We extend his analysis by simultaneously modelling the adoption decision and several other design features. In the process, we compile a panel data set of evolving design features. The novelty of our paper lies in: (i) using a simultaneous-equation model to generate cross-country evidence on the determinants of EDIS adoption and design; and (ii) updating and extending the deposit-insurance dataset developed in earlier studies and tracking changes in EDIS design across time in each country.

High-income, institutionally more advanced countries and those that experience a financial crisis are also more likely to adopt an EDIS. Outside influences prove especially important in the adoption decision, particularly during crisis periods. Even when we control for income and institutional quality, external pressures and internal politics play significant roles.

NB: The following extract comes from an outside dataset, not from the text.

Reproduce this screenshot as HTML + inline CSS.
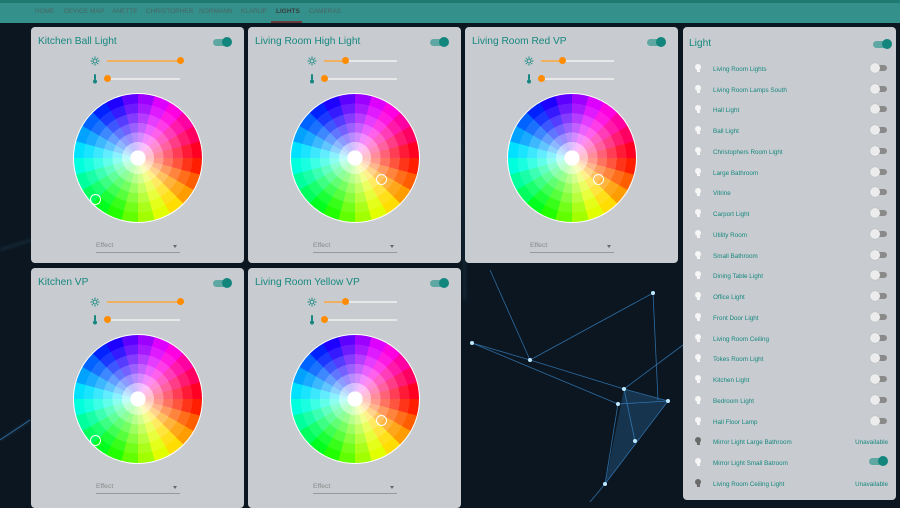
<!DOCTYPE html>
<html><head><meta charset="utf-8"><style>
*{margin:0;padding:0;box-sizing:border-box}
body{width:900px;height:502px;overflow:hidden;background:#0b1620;font-family:"Liberation Sans",sans-serif;position:relative}
.bg{position:absolute;left:0;top:0}
.top{position:absolute;left:0;top:0;width:900px;height:23px;background:#33908a;border-top:3px solid #1f7a72}
.nav{position:absolute;top:8px;font-size:6.5px;color:#4b6664}
.nav.act{color:#3a3f3f;font-weight:bold}
.ul{position:absolute;left:271px;top:21px;width:31px;height:2px;background:#6a3a3a}
.card{position:absolute;width:213px;background:rgba(208,212,215,.96);border-radius:4px}
.title{position:absolute;left:7px;top:9px;font-size:10.2px;color:#17877f}
.tg{position:absolute;width:17px;height:7px;border-radius:4px;background:#5fa7a2}
.tg::after{content:"";position:absolute;right:-2px;top:-2px;width:10px;height:10px;border-radius:50%;background:#12857c}
.tgo{position:absolute;width:15px;height:6px;border-radius:3px;background:#8a8a8a}
.tgo::after{content:"";position:absolute;left:-2px;top:-2px;width:10px;height:10px;border-radius:50%;background:#ececec;box-shadow:0 0 1px #999}
.trk{position:absolute;left:76px;width:73px;height:2px;background:#e8e8e8}
.fill{position:absolute;left:0;top:0;height:2px;background:#f0b060}
.th{position:absolute;top:-3px;width:7px;height:7px;border-radius:50%;background:#ff8c00;margin-left:-3.5px}
.ico{position:absolute}
.wheel{position:absolute;left:42px;top:66px;width:130px;height:130px;border-radius:50%;border:1.5px solid #fff;
background:radial-gradient(circle closest-side,#fff 0 12%,rgba(255,255,255,.75) 12% 25%,rgba(255,255,255,.55) 25% 40%,rgba(255,255,255,.38) 40% 55%,rgba(255,255,255,.24) 55% 70%,rgba(255,255,255,.1) 70% 85%,rgba(255,255,255,0) 85%),
conic-gradient(from 90deg,hsl(7,100%,50%) 0 15deg,hsl(22,100%,50%) 0 30deg,hsl(37,100%,50%) 0 45deg,hsl(52,100%,50%) 0 60deg,hsl(67,100%,50%) 0 75deg,hsl(82,100%,50%) 0 90deg,hsl(97,100%,50%) 0 105deg,hsl(112,100%,50%) 0 120deg,hsl(127,100%,50%) 0 135deg,hsl(142,100%,50%) 0 150deg,hsl(157,100%,50%) 0 165deg,hsl(172,100%,50%) 0 180deg,hsl(187,100%,50%) 0 195deg,hsl(202,100%,50%) 0 210deg,hsl(217,100%,50%) 0 225deg,hsl(232,100%,50%) 0 240deg,hsl(247,100%,50%) 0 255deg,hsl(262,100%,50%) 0 270deg,hsl(277,100%,50%) 0 285deg,hsl(292,100%,50%) 0 300deg,hsl(307,100%,50%) 0 315deg,hsl(322,100%,50%) 0 330deg,hsl(337,100%,50%) 0 345deg,hsl(352,100%,50%) 0 360deg)}
.mk{position:absolute;width:11px;height:11px;border-radius:50%;border:1px solid #fff;margin:-5.5px 0 0 -5.5px}
.eff{position:absolute;left:65px;top:215px;width:84px;height:11px;border-bottom:1px solid #999;font-size:6.8px;color:#888}
.eff::after{content:"";position:absolute;right:3px;top:3px;border:2.5px solid transparent;border-top:3px solid #666}
.row{position:absolute;left:0;width:213px;height:20px}
.row .n{position:absolute;left:30px;top:3px;font-size:6.3px;color:#17877f}
.row .b{position:absolute;left:12px;top:1px;width:6px;height:6px;border-radius:50%;background:#f6f6f6}
.row .b::after{content:"";position:absolute;left:1.5px;top:5px;width:3px;height:3px;background:#f6f6f6}
.row .b.d,.row .b.d::after{background:#6a6a6a}
.row .u{position:absolute;right:8px;top:3px;font-size:6.3px;color:#17877f}
.row .tgo{right:9px;top:2px}
.row .tg{right:10px;top:1px}
</style></head><body>
<svg class="bg" width="900" height="502">
<defs><filter id="bl"><feGaussianBlur stdDeviation="1.5"/></filter></defs>
<g stroke="#5aa8d8" stroke-width="1" fill="none" opacity=".35" filter="url(#bl)">
<line x1="0" y1="250" x2="31" y2="240"/><line x1="0" y1="440" x2="31" y2="420"/><line x1="462" y1="120" x2="465" y2="300"/>
</g>
<g stroke="#3a8fd8" stroke-width="0.8" fill="none" opacity=".7">
<line x1="472" y1="343" x2="530" y2="360"/><line x1="530" y1="360" x2="624" y2="389"/><line x1="472" y1="343" x2="618" y2="404"/>
<line x1="530" y1="360" x2="653" y2="293"/><line x1="624" y1="389" x2="668" y2="401"/><line x1="618" y1="404" x2="668" y2="401"/>
<line x1="624" y1="389" x2="635" y2="441"/><line x1="618" y1="404" x2="605" y2="484"/><line x1="668" y1="401" x2="605" y2="484"/>
<line x1="624" y1="389" x2="683" y2="345"/><line x1="653" y1="293" x2="658" y2="400"/><line x1="490" y1="270" x2="530" y2="360"/>
<line x1="605" y1="484" x2="590" y2="502"/><line x1="0" y1="440" x2="30" y2="420"/>
</g>
<polygon points="624,389 668,401 605,484" fill="#3a8fd8" opacity=".25"/>
<g fill="#bfe9ff"><circle cx="472" cy="343" r="2"/><circle cx="530" cy="360" r="2"/><circle cx="624" cy="389" r="2"/><circle cx="618" cy="404" r="2"/><circle cx="668" cy="401" r="2"/><circle cx="635" cy="441" r="2"/><circle cx="605" cy="484" r="2"/><circle cx="653" cy="293" r="2"/></g>
</svg>
<div class="top"></div>
<span class="nav" style="left:35px">HOME</span><span class="nav" style="left:64px">DEVICE MAP</span><span class="nav" style="left:112px">ANETTE</span><span class="nav" style="left:146px">CHRISTOPHER</span><span class="nav" style="left:199px">NORMANN</span><span class="nav" style="left:241px">KLARUP</span><span class="nav act" style="left:276px">LIGHTS</span><span class="nav" style="left:309px">CAMERAS</span>
<div class="ul"></div>

<svg width="0" height="0" style="position:absolute"><defs>
<g id="sun" stroke="#17877f" stroke-width="1" fill="none"><circle cx="5" cy="5" r="2"/><path d="M5 0.5v1.5M5 8v1.5M0.5 5h1.5M8 5h1.5M1.8 1.8l1 1M7.2 7.2l1 1M1.8 8.2l1-1M7.2 2.8l1-1"/></g>
<g id="thm" fill="#17877f"><rect x="2" y="0" width="2" height="6" rx="1"/><circle cx="3" cy="7.5" r="2"/></g>
</defs></svg>

<div class="card" style="left:31px;top:27px;height:236px">
<div class="title">Kitchen Ball Light</div><div class="tg" style="left:182px;top:12px"></div>
<svg class="ico" style="left:59px;top:29px" width="10" height="10"><use href="#sun"/></svg><div class="trk" style="top:33px"><div class="fill" style="width:73px"></div><div class="th" style="left:73px"></div></div>
<svg class="ico" style="left:61px;top:47px" width="6" height="10"><use href="#thm"/></svg><div class="trk" style="top:51px"><div class="th" style="left:0"></div></div>
<div class="wheel"></div><div class="mk" style="left:64px;top:172px"></div><div class="eff">Effect</div></div>

<div class="card" style="left:248px;top:27px;height:236px">
<div class="title">Living Room High Light</div><div class="tg" style="left:182px;top:12px"></div>
<svg class="ico" style="left:59px;top:29px" width="10" height="10"><use href="#sun"/></svg><div class="trk" style="top:33px"><div class="fill" style="width:21px"></div><div class="th" style="left:21px"></div></div>
<svg class="ico" style="left:61px;top:47px" width="6" height="10"><use href="#thm"/></svg><div class="trk" style="top:51px"><div class="th" style="left:0"></div></div>
<div class="wheel"></div><div class="mk" style="left:133px;top:152px"></div><div class="eff">Effect</div></div>

<div class="card" style="left:465px;top:27px;height:236px">
<div class="title">Living Room Red VP</div><div class="tg" style="left:182px;top:12px"></div>
<svg class="ico" style="left:59px;top:29px" width="10" height="10"><use href="#sun"/></svg><div class="trk" style="top:33px"><div class="fill" style="width:21px"></div><div class="th" style="left:21px"></div></div>
<svg class="ico" style="left:61px;top:47px" width="6" height="10"><use href="#thm"/></svg><div class="trk" style="top:51px"><div class="th" style="left:0"></div></div>
<div class="wheel"></div><div class="mk" style="left:133px;top:152px"></div><div class="eff">Effect</div></div>

<div class="card" style="left:31px;top:268px;height:240px">
<div class="title">Kitchen VP</div><div class="tg" style="left:182px;top:12px"></div>
<svg class="ico" style="left:59px;top:29px" width="10" height="10"><use href="#sun"/></svg><div class="trk" style="top:33px"><div class="fill" style="width:73px"></div><div class="th" style="left:73px"></div></div>
<svg class="ico" style="left:61px;top:47px" width="6" height="10"><use href="#thm"/></svg><div class="trk" style="top:51px"><div class="th" style="left:0"></div></div>
<div class="wheel"></div><div class="mk" style="left:64px;top:172px"></div><div class="eff">Effect</div></div>

<div class="card" style="left:248px;top:268px;height:240px">
<div class="title">Living Room Yellow VP</div><div class="tg" style="left:182px;top:12px"></div>
<svg class="ico" style="left:59px;top:29px" width="10" height="10"><use href="#sun"/></svg><div class="trk" style="top:33px"><div class="fill" style="width:21px"></div><div class="th" style="left:21px"></div></div>
<svg class="ico" style="left:61px;top:47px" width="6" height="10"><use href="#thm"/></svg><div class="trk" style="top:51px"><div class="th" style="left:0"></div></div>
<div class="wheel"></div><div class="mk" style="left:133px;top:152px"></div><div class="eff">Effect</div></div>

<div class="card" style="left:683px;top:27px;height:473px">
<div class="title" style="left:6px;top:11px">Light</div><div class="tg" style="left:190px;top:14px"></div>
<div class="row" style="top:36px"><div class="b"></div><div class="n">Living Room Lights</div><div class="tgo"></div></div>
<div class="row" style="top:57px"><div class="b"></div><div class="n">Living Room Lamps South</div><div class="tgo"></div></div>
<div class="row" style="top:77px"><div class="b"></div><div class="n">Hall Light</div><div class="tgo"></div></div>
<div class="row" style="top:98px"><div class="b"></div><div class="n">Ball Light</div><div class="tgo"></div></div>
<div class="row" style="top:119px"><div class="b"></div><div class="n">Christophers Room Light</div><div class="tgo"></div></div>
<div class="row" style="top:140px"><div class="b"></div><div class="n">Large Bathroom</div><div class="tgo"></div></div>
<div class="row" style="top:160px"><div class="b"></div><div class="n">Vitrine</div><div class="tgo"></div></div>
<div class="row" style="top:181px"><div class="b"></div><div class="n">Carport Light</div><div class="tgo"></div></div>
<div class="row" style="top:202px"><div class="b"></div><div class="n">Utility Room</div><div class="tgo"></div></div>
<div class="row" style="top:223px"><div class="b"></div><div class="n">Small Bathroom</div><div class="tgo"></div></div>
<div class="row" style="top:243px"><div class="b"></div><div class="n">Dining Table Light</div><div class="tgo"></div></div>
<div class="row" style="top:264px"><div class="b"></div><div class="n">Office Light</div><div class="tgo"></div></div>
<div class="row" style="top:285px"><div class="b"></div><div class="n">Front Door Light</div><div class="tgo"></div></div>
<div class="row" style="top:306px"><div class="b"></div><div class="n">Living Room Ceiling</div><div class="tgo"></div></div>
<div class="row" style="top:326px"><div class="b"></div><div class="n">Tokes Room Light</div><div class="tgo"></div></div>
<div class="row" style="top:347px"><div class="b"></div><div class="n">Kitchen Light</div><div class="tgo"></div></div>
<div class="row" style="top:368px"><div class="b"></div><div class="n">Bedroom Light</div><div class="tgo"></div></div>
<div class="row" style="top:389px"><div class="b"></div><div class="n">Hall Floor Lamp</div><div class="tgo"></div></div>
<div class="row" style="top:409px"><div class="b d"></div><div class="n">Mirror Light Large Bathroom</div><div class="u">Unavailable</div></div>
<div class="row" style="top:430px"><div class="b"></div><div class="n">Mirror Light Small Batroom</div><div class="tg"></div></div>
<div class="row" style="top:451px"><div class="b d"></div><div class="n">Living Room Ceiling Light</div><div class="u">Unavailable</div></div>
</div>
</body></html>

Countries with more-democratic political systems prove more likely to adopt an EDIS and to incorporate inadequate risk controls, all the more so if adoption occurs during or in the wake of a crisis. Finally, the more surprising our model estimates the adoption decision to be, the more likely that the scheme chosen incorporates design features that subsidize risk-taking.

The rest of the paper is organized as follows. Section 2 reviews the dataset and the sources used to construct it. It also presents summary statistics for all included variables.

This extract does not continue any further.